Reproduce the listing exactly and skip over any pictures.

- - - - -

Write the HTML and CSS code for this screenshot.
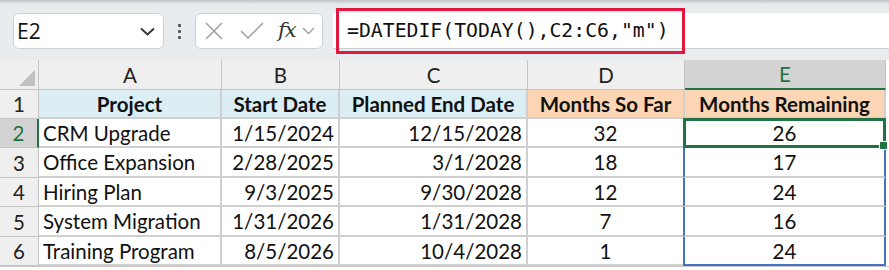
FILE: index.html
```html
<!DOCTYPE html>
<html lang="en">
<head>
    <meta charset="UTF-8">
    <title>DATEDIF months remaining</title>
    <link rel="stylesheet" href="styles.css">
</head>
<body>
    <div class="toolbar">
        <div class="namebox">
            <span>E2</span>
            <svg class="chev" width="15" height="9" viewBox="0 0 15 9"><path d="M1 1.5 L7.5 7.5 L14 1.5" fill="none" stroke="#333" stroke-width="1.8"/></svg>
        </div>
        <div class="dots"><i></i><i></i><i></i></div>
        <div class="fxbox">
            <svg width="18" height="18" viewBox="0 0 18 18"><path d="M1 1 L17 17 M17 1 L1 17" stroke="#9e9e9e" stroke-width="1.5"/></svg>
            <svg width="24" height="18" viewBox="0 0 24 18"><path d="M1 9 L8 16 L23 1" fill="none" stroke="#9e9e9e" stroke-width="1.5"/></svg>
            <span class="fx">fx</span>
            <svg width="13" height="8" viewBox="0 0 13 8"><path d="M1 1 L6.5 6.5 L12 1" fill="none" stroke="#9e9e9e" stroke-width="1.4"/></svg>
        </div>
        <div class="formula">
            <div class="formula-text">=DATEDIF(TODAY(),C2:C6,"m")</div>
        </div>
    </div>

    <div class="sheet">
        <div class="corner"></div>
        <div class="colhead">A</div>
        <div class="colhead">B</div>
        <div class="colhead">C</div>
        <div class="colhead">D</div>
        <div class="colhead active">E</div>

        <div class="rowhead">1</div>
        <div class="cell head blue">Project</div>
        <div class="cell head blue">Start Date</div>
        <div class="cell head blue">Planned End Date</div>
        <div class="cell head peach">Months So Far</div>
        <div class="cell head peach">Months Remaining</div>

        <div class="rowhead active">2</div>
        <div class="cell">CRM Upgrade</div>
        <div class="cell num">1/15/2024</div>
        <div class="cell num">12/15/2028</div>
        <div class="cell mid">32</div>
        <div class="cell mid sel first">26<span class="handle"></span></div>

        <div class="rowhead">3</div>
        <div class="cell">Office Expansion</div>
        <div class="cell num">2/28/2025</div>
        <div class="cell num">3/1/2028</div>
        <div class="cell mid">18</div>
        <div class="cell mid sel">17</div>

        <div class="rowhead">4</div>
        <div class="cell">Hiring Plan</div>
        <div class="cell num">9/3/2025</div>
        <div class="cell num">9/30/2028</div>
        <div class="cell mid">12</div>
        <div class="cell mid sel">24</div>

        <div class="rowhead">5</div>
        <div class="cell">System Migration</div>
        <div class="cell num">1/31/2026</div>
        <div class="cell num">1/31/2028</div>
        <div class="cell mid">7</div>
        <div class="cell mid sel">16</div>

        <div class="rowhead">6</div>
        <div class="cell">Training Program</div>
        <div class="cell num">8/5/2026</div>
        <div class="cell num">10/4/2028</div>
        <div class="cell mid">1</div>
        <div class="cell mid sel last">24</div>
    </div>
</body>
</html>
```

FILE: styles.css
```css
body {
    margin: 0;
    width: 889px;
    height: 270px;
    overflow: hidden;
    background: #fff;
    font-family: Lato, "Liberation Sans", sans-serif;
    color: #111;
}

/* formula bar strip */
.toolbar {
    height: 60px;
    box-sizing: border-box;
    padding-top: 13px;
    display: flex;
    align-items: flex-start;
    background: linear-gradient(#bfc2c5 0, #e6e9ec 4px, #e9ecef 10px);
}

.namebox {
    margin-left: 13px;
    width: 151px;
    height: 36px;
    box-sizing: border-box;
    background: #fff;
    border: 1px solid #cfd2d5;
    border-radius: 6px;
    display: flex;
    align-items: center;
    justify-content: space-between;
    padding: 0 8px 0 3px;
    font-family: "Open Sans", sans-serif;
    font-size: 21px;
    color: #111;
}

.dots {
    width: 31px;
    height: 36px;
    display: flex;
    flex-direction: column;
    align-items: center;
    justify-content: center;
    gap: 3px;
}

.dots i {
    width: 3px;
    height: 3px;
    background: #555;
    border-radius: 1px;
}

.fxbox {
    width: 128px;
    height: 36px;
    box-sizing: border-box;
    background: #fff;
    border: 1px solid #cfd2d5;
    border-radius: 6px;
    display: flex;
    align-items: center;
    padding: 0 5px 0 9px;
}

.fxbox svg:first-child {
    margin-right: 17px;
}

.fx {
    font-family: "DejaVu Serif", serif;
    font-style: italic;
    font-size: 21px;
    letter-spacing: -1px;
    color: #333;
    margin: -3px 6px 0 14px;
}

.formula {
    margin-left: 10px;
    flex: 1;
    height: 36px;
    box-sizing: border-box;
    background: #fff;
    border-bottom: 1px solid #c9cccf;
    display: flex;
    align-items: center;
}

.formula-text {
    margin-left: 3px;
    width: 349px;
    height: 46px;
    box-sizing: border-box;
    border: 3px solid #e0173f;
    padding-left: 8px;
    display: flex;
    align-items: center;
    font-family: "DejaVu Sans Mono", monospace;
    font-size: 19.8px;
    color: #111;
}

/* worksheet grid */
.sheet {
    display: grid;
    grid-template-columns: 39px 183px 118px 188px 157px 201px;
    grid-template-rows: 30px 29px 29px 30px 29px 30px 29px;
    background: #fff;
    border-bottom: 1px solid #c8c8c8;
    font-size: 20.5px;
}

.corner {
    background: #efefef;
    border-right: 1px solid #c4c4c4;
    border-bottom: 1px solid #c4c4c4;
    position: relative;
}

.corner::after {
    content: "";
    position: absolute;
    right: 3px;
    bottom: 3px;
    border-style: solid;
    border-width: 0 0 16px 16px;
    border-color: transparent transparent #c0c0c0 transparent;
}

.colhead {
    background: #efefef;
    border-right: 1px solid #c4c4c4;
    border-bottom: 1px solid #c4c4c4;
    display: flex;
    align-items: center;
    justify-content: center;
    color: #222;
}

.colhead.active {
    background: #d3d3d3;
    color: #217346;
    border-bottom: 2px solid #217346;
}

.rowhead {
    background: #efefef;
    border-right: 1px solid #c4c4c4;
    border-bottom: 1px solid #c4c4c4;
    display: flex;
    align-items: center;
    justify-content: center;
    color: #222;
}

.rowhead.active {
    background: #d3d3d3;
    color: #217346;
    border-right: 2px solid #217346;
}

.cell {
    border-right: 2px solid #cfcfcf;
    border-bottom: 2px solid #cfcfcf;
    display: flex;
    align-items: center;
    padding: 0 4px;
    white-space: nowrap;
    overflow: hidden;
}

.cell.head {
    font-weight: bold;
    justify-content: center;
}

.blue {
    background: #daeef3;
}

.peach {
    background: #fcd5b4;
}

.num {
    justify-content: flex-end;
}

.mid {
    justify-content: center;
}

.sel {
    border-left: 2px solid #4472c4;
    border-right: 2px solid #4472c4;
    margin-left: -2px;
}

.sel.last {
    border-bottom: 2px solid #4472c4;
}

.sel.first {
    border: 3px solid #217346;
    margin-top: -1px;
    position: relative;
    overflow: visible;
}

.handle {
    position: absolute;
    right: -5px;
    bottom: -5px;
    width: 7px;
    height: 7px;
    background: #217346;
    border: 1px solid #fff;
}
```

- - - - -

> [Final result]:
Write the HTML and CSS code for this screenshot.
FILE: index.html
```html
<!DOCTYPE html>
<html lang="en">
<head>
    <meta charset="UTF-8">
    <title>DATEDIF months remaining</title>
    <link rel="stylesheet" href="styles.css">
</head>
<body>
    <div class="toolbar">
        <div class="namebox">
            <span>E2</span>
            <svg class="chev" width="15" height="9" viewBox="0 0 15 9"><path d="M1 1.5 L7.5 7.5 L14 1.5" fill="none" stroke="#333" stroke-width="1.8"/></svg>
        </div>
        <div class="dots"><i></i><i></i><i></i></div>
        <div class="fxbox">
            <svg width="18" height="18" viewBox="0 0 18 18"><path d="M1 1 L17 17 M17 1 L1 17" stroke="#9e9e9e" stroke-width="1.5"/></svg>
            <svg width="24" height="18" viewBox="0 0 24 18"><path d="M1 9 L8 16 L23 1" fill="none" stroke="#9e9e9e" stroke-width="1.5"/></svg>
            <span class="fx">fx</span>
            <svg width="13" height="8" viewBox="0 0 13 8"><path d="M1 1 L6.5 6.5 L12 1" fill="none" stroke="#9e9e9e" stroke-width="1.4"/></svg>
        </div>
        <div class="formula">
            <div class="formula-text">=DATEDIF(TODAY(),C2:C6,"m")</div>
        </div>
    </div>

    <div class="sheet">
        <div class="corner"></div>
        <div class="colhead">A</div>
        <div class="colhead">B</div>
        <div class="colhead">C</div>
        <div class="colhead">D</div>
        <div class="colhead active">E</div>

        <div class="rowhead">1</div>
        <div class="cell head blue">Project</div>
        <div class="cell head blue">Start Date</div>
        <div class="cell head blue">Planned End Date</div>
        <div class="cell head peach">Months So Far</div>
        <div class="cell head peach">Months Remaining</div>

        <div class="rowhead active">2</div>
        <div class="cell">CRM Upgrade</div>
        <div class="cell num">1/15/2024</div>
        <div class="cell num">12/15/2028</div>
        <div class="cell mid">32</div>
        <div class="cell mid sel first">26<span class="handle"></span></div>

        <div class="rowhead">3</div>
        <div class="cell">Office Expansion</div>
        <div class="cell num">2/28/2025</div>
        <div class="cell num">3/1/2028</div>
        <div class="cell mid">18</div>
        <div class="cell mid sel">17</div>

        <div class="rowhead">4</div>
        <div class="cell">Hiring Plan</div>
        <div class="cell num">9/3/2025</div>
        <div class="cell num">9/30/2028</div>
        <div class="cell mid">12</div>
        <div class="cell mid sel">24</div>

        <div class="rowhead">5</div>
        <div class="cell">System Migration</div>
        <div class="cell num">1/31/2026</div>
        <div class="cell num">1/31/2028</div>
        <div class="cell mid">7</div>
        <div class="cell mid sel">16</div>

        <div class="rowhead">6</div>
        <div class="cell">Training Program</div>
        <div class="cell num">8/5/2026</div>
        <div class="cell num">10/4/2028</div>
        <div class="cell mid">1</div>
        <div class="cell mid sel last">24</div>
    </div>
</body>
</html>
```

FILE: styles.css
```css
body {
    margin: 0;
    width: 889px;
    height: 270px;
    overflow: hidden;
    background: #fff;
    font-family: Lato, "Liberation Sans", sans-serif;
    color: #111;
}

/* formula bar strip */
.toolbar {
    height: 60px;
    box-sizing: border-box;
    padding-top: 13px;
    display: flex;
    align-items: flex-start;
    background: linear-gradient(#bfc2c5 0, #e6e9ec 4px, #e9ecef 10px);
}

.namebox {
    margin-left: 13px;
    width: 151px;
    height: 36px;
    box-sizing: border-box;
    background: #fff;
    border: 1px solid #cfd2d5;
    border-radius: 6px;
    display: flex;
    align-items: center;
    justify-content: space-between;
    padding: 0 8px 0 3px;
    font-family: "Open Sans", sans-serif;
    font-size: 21px;
    color: #111;
}

.dots {
    width: 31px;
    height: 36px;
    display: flex;
    flex-direction: column;
    align-items: center;
    justify-content: center;
    gap: 3px;
}

.dots i {
    width: 3px;
    height: 3px;
    background: #555;
    border-radius: 1px;
}

.fxbox {
    width: 128px;
    height: 36px;
    box-sizing: border-box;
    background: #fff;
    border: 1px solid #cfd2d5;
    border-radius: 6px;
    display: flex;
    align-items: center;
    padding: 0 5px 0 9px;
}

.fxbox svg:first-child {
    margin-right: 17px;
}

.fx {
    font-family: "DejaVu Serif", serif;
    font-style: italic;
    font-size: 21px;
    letter-spacing: -1px;
    color: #333;
    margin: -3px 6px 0 14px;
}

.formula {
    margin-left: 10px;
    flex: 1;
    height: 36px;
    box-sizing: border-box;
    background: #fff;
    border-bottom: 1px solid #c9cccf;
    display: flex;
    align-items: center;
}

.formula-text {
    margin-left: 3px;
    width: 349px;
    height: 46px;
    box-sizing: border-box;
    border: 3px solid #e0173f;
    padding-left: 8px;
    display: flex;
    align-items: center;
    font-family: "DejaVu Sans Mono", monospace;
    font-size: 19.8px;
    color: #111;
}

/* worksheet grid */
.sheet {
    display: grid;
    grid-template-columns: 39px 183px 118px 188px 157px 201px;
    grid-template-rows: 30px 29px 29px 30px 29px 30px 29px;
    background: #fff;
    border-bottom: 1px solid #c8c8c8;
    font-size: 20.5px;
}

.corner {
    background: #efefef;
    border-right: 1px solid #c4c4c4;
    border-bottom: 1px solid #c4c4c4;
    position: relative;
}

.corner::after {
    content: "";
    position: absolute;
    right: 3px;
    bottom: 3px;
    border-style: solid;
    border-width: 0 0 16px 16px;
    border-color: transparent transparent #c0c0c0 transparent;
}

.colhead {
    background: #efefef;
    border-right: 1px solid #c4c4c4;
    border-bottom: 1px solid #c4c4c4;
    display: flex;
    align-items: center;
    justify-content: center;
    color: #222;
}

.colhead.active {
    background: #d3d3d3;
    color: #217346;
    border-bottom: 2px solid #217346;
}

.rowhead {
    background: #efefef;
    border-right: 1px solid #c4c4c4;
    border-bottom: 1px solid #c4c4c4;
    display: flex;
    align-items: center;
    justify-content: center;
    color: #222;
}

.rowhead.active {
    background: #d3d3d3;
    color: #217346;
    border-right: 2px solid #217346;
}

.cell {
    border-right: 2px solid #cfcfcf;
    border-bottom: 2px solid #cfcfcf;
    display: flex;
    align-items: center;
    padding: 0 4px;
    white-space: nowrap;
    overflow: hidden;
}

.cell.head {
    font-weight: bold;
    justify-content: center;
}

.blue {
    background: #daeef3;
}

.peach {
    background: #fcd5b4;
}

.num {
    justify-content: flex-end;
}

.mid {
    justify-content: center;
}

.sel {
    border-left: 2px solid #4472c4;
    border-right: 2px solid #4472c4;
    margin-left: -2px;
}

.sel.last {
    border-bottom: 2px solid #4472c4;
}

.sel.first {
    border: 3px solid #217346;
    margin-top: -1px;
    position: relative;
    overflow: visible;
}

.handle {
    position: absolute;
    right: -5px;
    bottom: -5px;
    width: 7px;
    height: 7px;
    background: #217346;
    border: 1px solid #fff;
}
```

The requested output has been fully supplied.